"Six Days Thou Shalt Labor": African Americans In the Southern Textile Industry, 1895-1929

Kathryn M. Silva Banks, University of South Carolina

Abstract

In 1897, twenty African American women entered the Beaufort Knitting Mill in Beaufort, South Carolina. They were the vanguard of the hundreds of African Americans to labor in the Southern textile industry. Although textile work was almost exclusively the domain of white laborers, the history of African Americans textile workers represents the resiliency of the African American community as well as white supremacy.

This dissertation covers the period, 1895-1929. These three and a half decades saw the legalization of Jim Crow laws; the development of racial uplift organizations; the growth of Southern industry; the rise of labor unions; Progressive Era social agendas; and the influence of communism. Newspaper articles, oral histories, census records, company newsletters, and writings of industrialists collected from archival sources and public records form the basis of this dissertation.

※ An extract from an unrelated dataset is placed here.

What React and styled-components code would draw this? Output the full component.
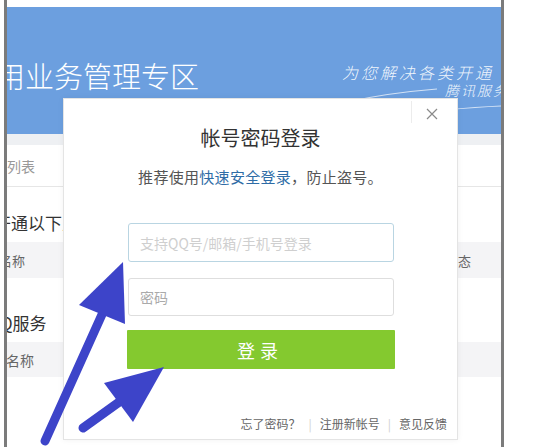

In a number of mills throughout the South, black women and men worked under difficult conditions. They stood for long hours, in unhealthy surroundings, including bad lighting, and polluted, lint-filled air. They labored six-days a week, twelve hours a day, to desegregate the industry. Yet, despite criticism, racial animus, and threats of violence, African Americans remained undaunted and engaged in the work of textile manufacturing to build opportunities for their race. They contested the definition of skilled labor on the local, regional, and national level. They also appropriated the language of industrialists to transform their experiences within the Jim Crow South.